# my first wild adult bird rehab.



## spirit wings (Mar 29, 2008)

here is Sid, he is very spunky and bites!...he has a broken wing that we are waiting another 14 days to check it to see if he can be released, a good samaritan brought him in here to the clinic and I will taking him home to care for him. hope he can go back to the tree tops where he is happiest... I will feed him wild bird seed...any other tips on feed or anything else is very welcomed
1


----------



## j_birds (Sep 8, 2008)

Glad he came your way, so I know he will get good care. Jim


----------



## Lovebirds (Sep 6, 2002)

spirit wings said:


> here is Sid, he is very spunky and bites!...he has a broken wing that we are waiting another 14 days to check it to see if he can be released, a good samaritan brought him in here to the clinic and I will taking him home to care for him. hope he can go back to the tree tops where he is happiest... I will feed him wild bird seed...any other tips on feed or anything else is very welcomed
> 1


Bigger picture???? Please?? Glad you're taking care of him. He's so little, how hard can he bite??? LOL


----------



## Maggie-NC (Jun 22, 2005)

LOL< I adore Cardinals - especially as babies. I'm so glad someone found him and took him to get his wing fixed.

They are primarily seed eaters - love unshelled sunflower seed and other small seed. Give him cut up grapes, apples and kale to round out his diet.

I hope your clinic was able to get the location he came from and, if at all possible, try to put him back in that same location. He probably has a mate and, you know, spring is right around the corner!

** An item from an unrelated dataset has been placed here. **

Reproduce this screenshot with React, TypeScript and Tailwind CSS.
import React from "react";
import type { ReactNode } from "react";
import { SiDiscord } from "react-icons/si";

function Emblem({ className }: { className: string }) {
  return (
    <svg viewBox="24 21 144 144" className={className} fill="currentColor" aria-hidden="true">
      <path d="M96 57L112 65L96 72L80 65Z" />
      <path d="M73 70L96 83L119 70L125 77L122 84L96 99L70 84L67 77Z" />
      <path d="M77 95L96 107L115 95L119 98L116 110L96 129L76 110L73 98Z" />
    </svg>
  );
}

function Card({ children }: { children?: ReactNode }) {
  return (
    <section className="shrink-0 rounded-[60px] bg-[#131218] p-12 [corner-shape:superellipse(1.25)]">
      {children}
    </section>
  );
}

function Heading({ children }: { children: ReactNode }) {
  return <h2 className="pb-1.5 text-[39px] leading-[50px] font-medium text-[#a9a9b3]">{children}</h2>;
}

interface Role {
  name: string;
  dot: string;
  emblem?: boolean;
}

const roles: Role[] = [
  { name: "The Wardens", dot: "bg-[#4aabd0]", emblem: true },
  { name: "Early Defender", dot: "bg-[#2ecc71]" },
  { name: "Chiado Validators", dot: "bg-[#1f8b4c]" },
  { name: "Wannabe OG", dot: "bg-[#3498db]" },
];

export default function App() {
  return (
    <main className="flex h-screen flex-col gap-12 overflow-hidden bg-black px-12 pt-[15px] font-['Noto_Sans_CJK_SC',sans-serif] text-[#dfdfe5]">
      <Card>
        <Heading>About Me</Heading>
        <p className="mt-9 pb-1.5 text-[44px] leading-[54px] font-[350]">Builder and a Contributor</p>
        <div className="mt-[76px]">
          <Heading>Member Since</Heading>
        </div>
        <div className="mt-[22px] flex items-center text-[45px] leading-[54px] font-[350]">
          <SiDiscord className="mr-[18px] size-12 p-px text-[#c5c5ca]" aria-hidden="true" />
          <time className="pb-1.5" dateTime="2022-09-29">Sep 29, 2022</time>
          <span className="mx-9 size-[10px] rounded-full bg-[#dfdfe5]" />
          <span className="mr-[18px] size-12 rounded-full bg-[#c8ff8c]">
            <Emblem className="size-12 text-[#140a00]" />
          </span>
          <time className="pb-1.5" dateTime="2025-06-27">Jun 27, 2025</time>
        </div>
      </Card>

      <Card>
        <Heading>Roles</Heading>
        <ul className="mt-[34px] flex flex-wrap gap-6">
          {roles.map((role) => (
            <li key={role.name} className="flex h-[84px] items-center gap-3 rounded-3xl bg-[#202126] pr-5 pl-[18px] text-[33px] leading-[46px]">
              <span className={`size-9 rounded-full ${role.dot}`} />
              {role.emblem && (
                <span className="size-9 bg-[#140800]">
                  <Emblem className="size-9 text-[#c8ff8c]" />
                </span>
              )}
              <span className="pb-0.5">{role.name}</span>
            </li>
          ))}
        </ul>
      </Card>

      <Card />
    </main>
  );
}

Another thing - try not to keep him too warm if you plan to release him after his wing heals. It will still be cold outside and he will fare better going from a cool room to the cold outside again.

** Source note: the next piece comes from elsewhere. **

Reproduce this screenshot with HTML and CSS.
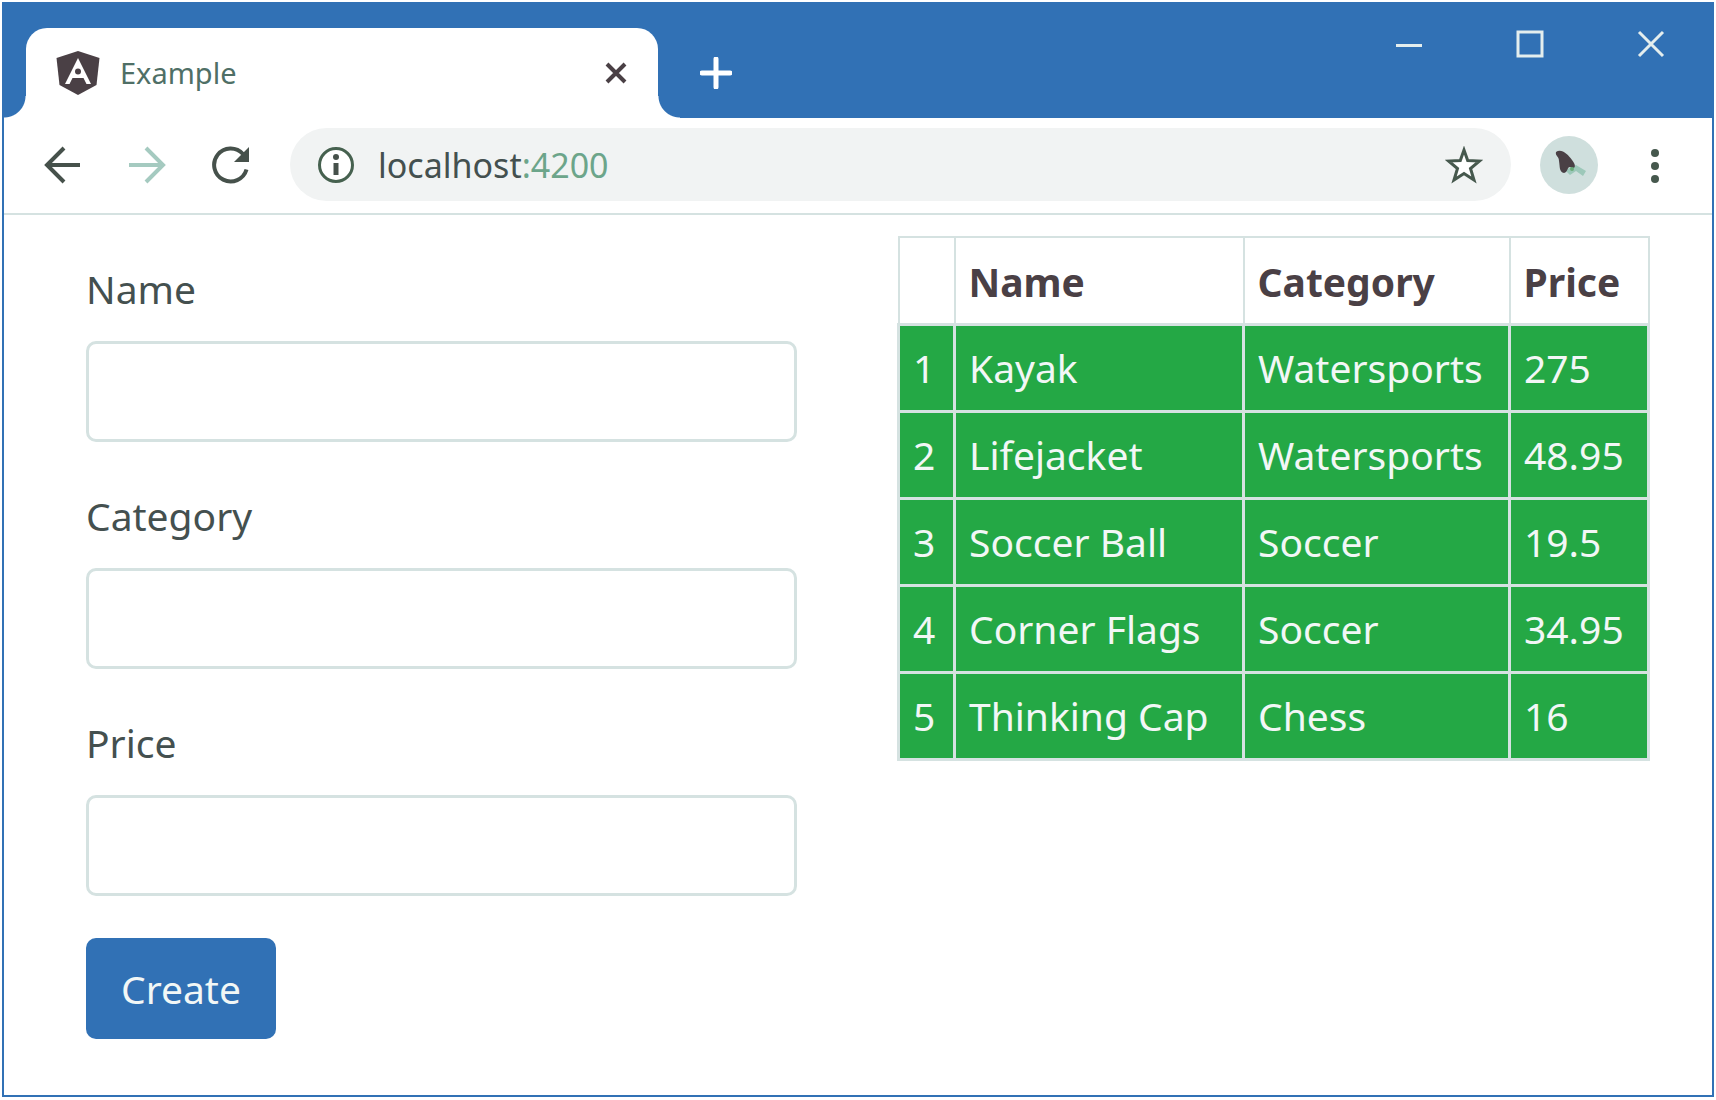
FILE: index.html
```html
<!DOCTYPE html>
<html lang="en">
<head>
<meta charset="utf-8">
<title>Example</title>
<link rel="stylesheet" href="styles.css">
</head>
<body>
<div class="window">
  <header class="titlebar">
    <div class="tabs">
      <span class="tab-foot tab-foot-left"></span>
      <div class="tab">
        <svg class="tab-logo" viewBox="0 0 44 44" aria-hidden="true">
          <path fill="#4a4045" d="M22 0 43.500 7 40.500 34 22 44 3.500 34 0.500 7z"/>
          <path fill="#fff" d="M22 7 35 33H30.500L27.500 27H16.500L13.500 33H9z"/>
          <circle cx="22" cy="20.500" r="3" fill="#4a4045"/>
        </svg>
        <span class="tab-title">Example</span>
        <button class="icon-button tab-close" aria-label="Close tab">
          <svg width="22" height="22" viewBox="0 0 22 22"><path d="M2 2 20 20M20 2 2 20" stroke="#4a4045" stroke-width="4" fill="none"/></svg>
        </button>
      </div>
      <span class="tab-foot tab-foot-right"></span>
      <button class="icon-button new-tab" aria-label="New tab">
        <svg width="32" height="32" viewBox="0 0 32 32"><path d="M16 2V30M2 16H30" stroke="#fff" stroke-width="5" stroke-linecap="round" fill="none"/></svg>
      </button>
    </div>
    <div class="window-controls">
      <button class="icon-button" aria-label="Minimize">
        <svg width="28" height="28" viewBox="0 0 28 28"><path d="M1 15.500H27" stroke="#e4eeee" stroke-width="3"/></svg>
      </button>
      <button class="icon-button" aria-label="Maximize">
        <svg width="28" height="28" viewBox="0 0 28 28"><path d="M2 2H26V26H2z" stroke="#e4eeee" stroke-width="3" fill="none"/></svg>
      </button>
      <button class="icon-button" aria-label="Close window">
        <svg width="28" height="28" viewBox="0 0 28 28"><path d="M2 2 26 26M26 2 2 26" stroke="#e4eeee" stroke-width="3" fill="none"/></svg>
      </button>
    </div>
  </header>

  <nav class="toolbar" aria-label="Browser toolbar">
    <button class="icon-button" aria-label="Back">
      <svg width="38" height="38" viewBox="0 0 38 38"><path d="M20 2 3 19 20 36M3 19H36" stroke="#46514b" stroke-width="4" fill="none"/></svg>
    </button>
    <button class="icon-button" aria-label="Forward">
      <svg width="38" height="38" viewBox="0 0 38 38"><path d="M18 2 35 19 18 36M35 19H1" stroke="#a5cac0" stroke-width="4" fill="none"/></svg>
    </button>
    <button class="icon-button" aria-label="Reload">
      <svg width="38" height="38" viewBox="0 0 38 38"><path d="M34.500 23.500A16.500 16.500 0 1 1 31 8" stroke="#46514b" stroke-width="4" fill="none"/><path d="M37 1V16H22z" fill="#46514b"/></svg>
    </button>
    <div class="omnibox">
      <svg width="38" height="38" viewBox="0 0 38 38" aria-hidden="true"><circle cx="19" cy="19" r="16.500" stroke="#46614f" stroke-width="3" fill="#fff"/><path d="M19 17V29" stroke="#46514b" stroke-width="5"/><circle cx="19" cy="11" r="3" fill="#46514b"/></svg>
      <span class="url">localhost<span class="port">:4200</span></span>
      <button class="icon-button star" aria-label="Bookmark this page">
        <svg width="38" height="38" viewBox="0 0 38 38"><path d="M19 4 22.700 14.500 34.500 15 25.500 22.500 29 34 19 27.500 9 34 12.500 22.500 3.500 15 15.300 14.500z" stroke="#46584d" stroke-width="3" fill="#fff"/></svg>
      </button>
    </div>
    <button class="icon-button avatar" aria-label="Profile">
      <svg width="58" height="58" viewBox="0 0 58 58"><circle cx="29" cy="29" r="29" fill="#cfdfdd"/><path d="M25 34 36 29 46 35 43 40 36 35 30 39z" fill="#9cc8b9"/><path d="M16 16C21 12 28 18 32 24 37 30 35 34 30 31 27 31 28 36 24 37 19 36 20 31 19 25 19 20 15 20 16 16z" fill="#4a4045"/><circle cx="32" cy="33" r="2" fill="#68ab78"/></svg>
    </button>
    <button class="icon-button menu" aria-label="Menu">
      <svg width="10" height="38" viewBox="0 0 10 38"><g fill="#46584d"><circle cx="5" cy="7" r="4"/><circle cx="5" cy="20" r="4"/><circle cx="5" cy="33" r="4"/></g></svg>
    </button>
  </nav>

  <main class="content">
    <form class="product-form">
      <div class="field">
        <label for="name">Name</label>
        <input id="name" name="name" type="text">
      </div>
      <div class="field">
        <label for="category">Category</label>
        <input id="category" name="category" type="text">
      </div>
      <div class="field">
        <label for="price">Price</label>
        <input id="price" name="price" type="text">
      </div>
      <button class="create" type="submit">Create</button>
    </form>

    <div class="product-list">
      <table>
        <colgroup><col class="col-index"><col class="col-name"><col class="col-category"><col class="col-price"></colgroup>
        <thead>
          <tr><th></th><th scope="col">Name</th><th scope="col">Category</th><th scope="col">Price</th></tr>
        </thead>
        <tbody>
          <tr><td>1</td><td>Kayak</td><td>Watersports</td><td>275</td></tr>
          <tr><td>2</td><td>Lifejacket</td><td>Watersports</td><td>48.95</td></tr>
          <tr><td>3</td><td>Soccer Ball</td><td>Soccer</td><td>19.5</td></tr>
          <tr><td>4</td><td>Corner Flags</td><td>Soccer</td><td>34.95</td></tr>
          <tr><td>5</td><td>Thinking Cap</td><td>Chess</td><td>16</td></tr>
        </tbody>
      </table>
    </div>
  </main>
</div>
</body>
</html>
```
FILE: styles.css
```css
:root {
  --blue: #3171b5;
  --green: #24a845;
  --line: #d5e2e1;
  --ink: #44504f;
}

* {
  box-sizing: border-box;
}

body {
  display: flex;
  min-height: 100vh;
  margin: 0;
  padding: 2px 2px 3px;
  background: #fff;
  color: var(--ink);
  font-family: "Noto Sans", "Open Sans", sans-serif;
  font-size: 39px;
  line-height: 63px;
}

button,
input {
  font: inherit;
}

svg {
  display: block;
  flex: none;
}

.window {
  display: flex;
  flex: 1;
  flex-direction: column;
  min-width: 0;
  border: 2px solid var(--blue);
  border-top: 0;
}

.icon-button {
  display: flex;
  align-items: center;
  justify-content: center;
  padding: 0;
  border: 0;
  background: none;
}

/* Title bar */
.titlebar {
  display: flex;
  justify-content: space-between;
  background: var(--blue);
}

.tabs {
  display: flex;
  padding-top: 26px;
}

.tab {
  display: flex;
  align-items: center;
  width: 632px;
  height: 90px;
  padding: 0 31px 0 30px;
  border-radius: 21px 21px 0 0;
  background: #fff;
}

.tab-foot {
  align-self: flex-end;
  width: 22px;
  height: 22px;
}

.tab-foot-left {
  background: radial-gradient(circle at 0 0, transparent 21px, #fff 22px);
}

.tab-foot-right {
  background: radial-gradient(circle at 100% 0, transparent 21px, #fff 22px);
}

.tab-logo {
  width: 44px;
  height: 44px;
}

.tab-title {
  flex: 1;
  margin-left: 20px;
  color: #4f6f66;
  font-size: 29px;
  line-height: 40px;
}

.new-tab {
  width: 72px;
  height: 90px;
}

.window-controls {
  display: flex;
  padding-right: 1px;
}

.window-controls .icon-button {
  width: 121px;
  height: 84px;
}

/* Toolbar */
.toolbar {
  display: flex;
  align-items: center;
  padding: 10px 15px 12px 17px;
  border-bottom: 2px solid var(--line);
}

.toolbar > .icon-button {
  width: 84px;
  height: 58px;
}

.omnibox {
  display: flex;
  flex: 1;
  align-items: center;
  height: 73px;
  margin-left: 17px;
  padding: 0 28px 0 27px;
  border-radius: 37px;
  background: #f1f3f3;
}

.url {
  flex: 1;
  margin-left: 23px;
  font-size: 34px;
  line-height: 48px;
}

.port {
  color: #6ca58a;
}

.toolbar > .avatar {
  width: 58px;
  margin: 0 15px 0 29px;
}

/* Page */
.content {
  display: grid;
  flex: 1;
  grid-template-columns: 1fr 1fr;
  align-items: start;
}

.product-form {
  padding: 42px 61px 42px 82px;
}

.field {
  margin-bottom: 42px;
}

.field label {
  display: block;
  margin-bottom: 21px;
}

.field input {
  display: block;
  width: 100%;
  height: 101px;
  padding: 16px 30px;
  border: 3px solid var(--line);
  border-radius: 10px;
  background: #fff;
  color: inherit;
}

.create {
  height: 101px;
  padding: 0 35px;
  border: 0;
  border-radius: 10px;
  background: var(--blue);
  color: #f2f7f6;
}

.product-list {
  padding: 21px 62px 42px 39px;
}

table {
  width: 100%;
  border-collapse: collapse;
  table-layout: fixed;
}

.col-index {
  width: 56px;
}

.col-name {
  width: 289px;
}

.col-category {
  width: 266px;
}

th,
td {
  height: 87px;
  padding: 0 13px;
  border: 3px solid var(--line);
  text-align: left;
  white-space: nowrap;
}

th {
  padding-top: 3px;
  border-width: 2px;
  color: #4a4045;
}

tbody {
  background: var(--green);
  color: #f2f7f6;
}
```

Renee, they can bite - really hard. That beak is like really strong!!!!


----------



## spirit wings (Mar 29, 2008)

Lovebirds said:


> Bigger picture???? Please?? Glad you're taking care of him. He's so little, how hard can he bite??? LOL


sorry, Im at work and I saved it to small and I don't know how to undo that....he does bite hard...that beak can break nuts!


----------



## spirit wings (Mar 29, 2008)

Lady Tarheel said:


> LOL< I adore Cardinals - especially as babies. I'm so glad someone found him and took him to get his wing fixed.
> 
> They are primarily seed eaters - love unshelled sunflower seed and other small seed. Give him cut up grapes, apples and kale to round out his diet.
> 
> ...


Thanks maggie for the diet info, thats a big help. we do know where he was located, but he is here because a cat chased him and he got injured, and I guess the place is full of cats...so I dunno if i should chance release there.....?? should I?....great idea about the warm room...thanks for that, he is a spunky pretty bird, he is eating great...hope he heals well....


----------



## Skyeking (Jan 17, 2003)

Congratulations on your first rehab, thank you for helping him.

What a cutie! I love cardinals and have them at my feeder every morning, they enjoy safflower-it is one of their favorites, which is usually skimpy in the wild bird mix.


----------



## 4zpigeons (Jul 7, 2008)

and black oil seed = another favorite of cardinals.


----------



## MaryOfExeter (Sep 30, 2007)

I've held adult cardinals before, along with titmice and other's you'd find out here. I found out they ALL bite pretty hard, especially those cardinals. You get bit by one and good luck trying to get it off of you. They clamp down and don't want to let go 
I found a baby one with a hurt wing once, and brought it inside to take care of. He seemed pretty happy having an all you can eat buffet of wild bird seed  So I'm sure yours is very happy he found you!


----------